The typical order of escalation for subscription apps
From observed pattern across engagements, the typical order in which a subscription app experiencing chargeback growth gets formally notified, in approximate sequence:
- Processor-internal review (Stripe risk team email, payout delay, reserve increase) — usually triggered between 0.40-0.50% combined ratio.
- Visa VAMP Above-Standard notification (via acquirer) — triggered at 0.30% combined ratio.
- Mastercard ECP early warning — triggered at 1.00% chargeback ratio + 100 chargebacks.
- Visa VAMP Excessive — triggered at 0.90% combined ratio. Per-dispute assessments begin.
- Mastercard ECM full enrollment — triggered at 1.50% chargeback ratio + 100 chargebacks.
- Amex CMP direct contact — depends on Amex transaction share; usually after Visa/Mastercard thresholds breach.
- Processor offboarding warning — depends on processor's contractual thresholds; often around the same time as VAMP Excessive or Mastercard ECM.
- MATCH placement — only if account is offboarded under unfavorable conditions and remediation was not undertaken.
What to actually monitor, monthly
The minimum monitoring set for any subscription app processing meaningful card volume:
- VAMP combined ratio — calculate monthly using TC40 fraud + TC15 disputes ÷ settled transactions. Use the calculator for current-month estimates.

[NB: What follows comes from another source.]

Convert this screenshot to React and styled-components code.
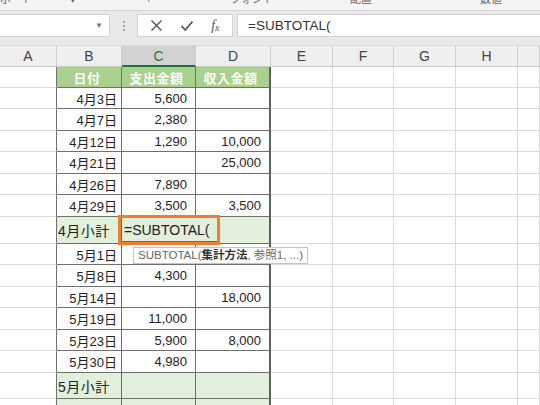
import React from "react";
import styled, { createGlobalStyle } from "styled-components";

const Global = createGlobalStyle`
  html, body { margin: 0; padding: 0; background: #ffffff; }
  body { font-family: "Liberation Sans", "Noto Sans CJK JP", sans-serif; overflow: hidden; }
`;

const COLS = "57px 65px 74px 75px 62px 61px 62px 62px 1fr";
const JP = `"Liberation Sans", "Noto Sans CJK JP", sans-serif`;

const Page = styled.div`
  width: 540px;
  height: 405px;
  overflow: hidden;
  display: flex;
  flex-direction: column;
`;

const TopStrip = styled.div`
  height: 10px;
  flex: none;
  background: #f4f4f4;
  border-bottom: 1px solid #d4d4d4;
  overflow: hidden;
  display: flex;
`;

const StripLabel = styled.span`
  flex: none;
  width: ${(p) => p.$w}px;
  font-family: ${JP};
  font-size: 11px;
  line-height: 11px;
  margin-top: -6px;
  color: #666;
`;

const FormulaArea = styled.div`
  height: 34px;
  flex: none;
  background: #e8e8e8;
  display: flex;
  align-items: flex-start;
  padding-top: 3px;
  box-sizing: border-box;
`;

const NameBox = styled.div`
  width: 110px;
  height: 23px;
  background: #fff;
  border: 1px solid #d3d3d3;
  border-left: none;
  box-sizing: border-box;
  display: flex;
  justify-content: flex-end;
  align-items: center;
  padding-right: 6px;
  color: #777;
  font-size: 8px;
`;

const Dots = styled.div`
  width: 27px;
  height: 23px;
  display: flex;
  flex-direction: column;
  align-items: center;
  justify-content: center;
  gap: 2px;
  & > i {
    width: 2px;
    height: 2px;
    background: #a5a5a5;
    display: block;
  }
`;

const ButtonGroup = styled.div`
  width: 96px;
  height: 23px;
  background: #fff;
  border: 1px solid #d3d3d3;
  box-sizing: border-box;
  display: flex;
  align-items: center;
  justify-content: space-around;
  padding: 0 4px;
`;

const Fx = styled.span`
  font-family: "Liberation Serif", serif;
  font-style: italic;
  font-size: 14px;
  color: #555;
  & sub { font-size: 10px; vertical-align: -1px; }
`;

const FormulaInput = styled.div`
  flex: 1;
  margin-left: 4px;
  height: 23px;
  background: #fff;
  border: 1px solid #d3d3d3;
  border-right: none;
  box-sizing: border-box;
  padding-left: 10px;
  font-size: 13.5px;
  line-height: 21px;
  color: #333;
`;

const Grid = styled.div`
  flex: 1;
  display: flex;
  flex-direction: column;
`;

const HeaderRow = styled.div`
  display: grid;
  grid-template-columns: ${COLS};
  height: 22px;
  flex: none;
  background: #efefef;
  border-top: 1px solid #dcdcdc;
  box-sizing: border-box;
`;

const ColHead = styled.div`
  box-sizing: border-box;
  display: flex;
  align-items: center;
  justify-content: center;
  font-size: 14px;
  color: ${(p) => (p.$sel ? "#217346" : "#444")};
  background: ${(p) => (p.$sel ? "#d2d2d2" : "#efefef")};
  border-right: 1px solid #cfcfcf;
  border-bottom: ${(p) => (p.$sel ? "2px solid #217346" : "1px solid #c8c8c8")};
`;

const Row = styled.div`
  display: grid;
  grid-template-columns: ${COLS};
  height: ${(p) => p.$h}px;
  flex: none;
`;

const Cell = styled.div`
  position: relative;
  box-sizing: border-box;
  display: flex;
  align-items: center;
  font-family: ${JP};
  font-size: 13px;
  color: #222;
  white-space: nowrap;
  border-right: 1px solid ${(p) => (p.$darkRight ? "#6f6f6f" : "#dcdcdc")};
  border-bottom: 1px solid #dcdcdc;
`;

const TCell = styled(Cell)`
  border-bottom: 1px solid #6f6f6f;
  border-right: ${(p) => (p.$outer ? "2px solid #5f5f5f" : "1px solid #6f6f6f")};
  justify-content: ${(p) =>
    p.$kind === "head" ? "center" : p.$kind === "label" ? "flex-start" : "flex-end"};
  padding-right: ${(p) => (p.$num ? 8 : 4)}px;
  padding-left: ${(p) => (p.$kind === "label" ? 1 : 0)}px;
  background: ${(p) =>
    p.$kind === "head" ? "#a9d08e" : p.$kind === "label" || p.$sub ? "#e2efda" : "#fff"};
  color: ${(p) => (p.$kind === "head" ? "#fff" : "#222")};
  font-weight: ${(p) => (p.$kind === "head" ? 700 : 400)};
  letter-spacing: ${(p) => (p.$kind === "head" ? "0.5px" : p.$kind === "label" ? "0.5px" : "0")};
  font-size: ${(p) => (p.$kind === "label" ? "14px" : "13px")};
`;

const EditBox = styled.div`
  position: absolute;
  left: -4px;
  top: -2px;
  width: 102px;
  height: 30px;
  box-sizing: border-box;
  border: 3px solid #ed7d31;
  background: #e2efda;
  box-shadow: inset 1px -1px 0 #3f8a4c;
  z-index: 2;
  display: flex;
  align-items: center;
  padding-left: 3px;
  font-family: "Liberation Sans", sans-serif;
  font-size: 14px;
  color: #222;
`;

const Tip = styled.div`
  position: absolute;
  left: 11px;
  top: 30px;
  z-index: 3;
  background: #fff;
  border: 1px solid #c4c4c4;
  padding: 0 4px;
  height: 17px;
  box-sizing: border-box;
  line-height: 15px;
  font-family: ${JP};
  font-size: 11.5px;
  color: #666;
  white-space: nowrap;
  & b { color: #333; font-weight: 700; }
`;

const Close = () => (
  <svg width="13" height="13" viewBox="0 0 13 13">
    <path d="M1.5 1.5 L11.5 11.5 M11.5 1.5 L1.5 11.5" stroke="#555" strokeWidth="1.4" fill="none" />
  </svg>
);

const Check = () => (
  <svg width="14" height="12" viewBox="0 0 14 12">
    <path d="M1.5 6 L5.2 10 L12.5 1.5" stroke="#555" strokeWidth="1.8" fill="none" />
  </svg>
);

const data = [
  { t: "row", d: ["4月3日", "5,600", ""] },
  { t: "row", d: ["4月7日", "2,380", ""] },
  { t: "row", d: ["4月12日", "1,290", "10,000"] },
  { t: "row", d: ["4月21日", "", "25,000"] },
  { t: "row", d: ["4月26日", "7,890", ""] },
  { t: "row", d: ["4月29日", "3,500", "3,500"] },
  { t: "sub", d: ["4月小計"], active: true, h: 27 },
  { t: "row", d: ["5月1日", "", ""] },
  { t: "row", d: ["5月8日", "4,300", ""] },
  { t: "row", d: ["5月14日", "", "18,000"] },
  { t: "row", d: ["5月19日", "11,000", ""] },
  { t: "row", d: ["5月23日", "5,900", "8,000"] },
  { t: "row", d: ["5月30日", "4,980", ""] },
  { t: "sub", d: ["5月小計"], h: 26 },
  { t: "sub", d: [""], h: 26 },
];

const heights = [21, 22, 21, 22, 21, 22];

const Blank = ({ count }) =>
  Array.from({ length: count }).map((_, i) => <Cell key={"e" + i} />);

export default function App() {
  let dataIdx = 0;
  return (
    <Page>
      <Global />
      <TopStrip>
        <StripLabel $w={70}>ボード</StripLabel>
        <StripLabel $w={78}>▾</StripLabel>
        <StripLabel $w={82}>⌐</StripLabel>
        <StripLabel $w={120}>フォント</StripLabel>
        <StripLabel $w={130}>配置</StripLabel>
        <StripLabel $w={60}>数値</StripLabel>
      </TopStrip>
      <FormulaArea>
        <NameBox>▼</NameBox>
        <Dots>
          <i />
          <i />
          <i />
        </Dots>
        <ButtonGroup>
          <Close />
          <Check />
          <Fx>
            f<sub>x</sub>
          </Fx>
        </ButtonGroup>
        <FormulaInput>=SUBTOTAL(</FormulaInput>
      </FormulaArea>
      <Grid>
        <HeaderRow>
          {["A", "B", "C", "D", "E", "F", "G", "H", ""].map((c) => (
            <ColHead key={c || "x"} $sel={c === "C"}>
              {c}
            </ColHead>
          ))}
        </HeaderRow>
        <Row $h={21}>
          <Cell $darkRight />
          <TCell $kind="head">日付</TCell>
          <TCell $kind="head">支出金額</TCell>
          <TCell $kind="head" $outer>
            収入金額
          </TCell>
          <Blank count={5} />
        </Row>
        {data.map((r, i) => {
          const h = r.h || heights[dataIdx++ % 6];
          if (r.t === "sub") {
            return (
              <Row key={i} $h={h}>
                <Cell $darkRight />
                <TCell $kind="label">{r.d[0]}</TCell>
                <TCell $sub>
                  {r.active && (
                    <>
                      <EditBox>=SUBTOTAL(</EditBox>
                      <Tip>
                        SUBTOTAL(<b>集計方法</b>, 参照1, ...)
                      </Tip>
                    </>
                  )}
                </TCell>
                <TCell $sub $outer />
                <Blank count={5} />
              </Row>
            );
          }
          return (
            <Row key={i} $h={h}>
              <Cell $darkRight />
              <TCell>{r.d[0]}</TCell>
              <TCell $num>{r.d[1]}</TCell>
              <TCell $num $outer>
                {r.d[2]}
              </TCell>
              <Blank count={5} />
            </Row>
          );
        })}
      </Grid>
    </Page>
  );
}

- Mastercard chargeback ratio — chargebacks ÷ transactions, with absolute chargeback count tracked separately.
- Fraud-to-sales dollar ratio — fraud dollar volume ÷ total sales dollar volume, for Mastercard EFM monitoring.
- Dispute reason code distribution — concentration in any single reason code is a structural signal of a fixable root cause (e.g., billing descriptor confusion driving "unrecognized charge" disputes).
- Processor-internal signals — payout cadence, reserve levels, any communication from the risk team. These are leading indicators that arrive before any network program triggers.
Quarterly review of the threshold tracker page to confirm no network has updated values since last review.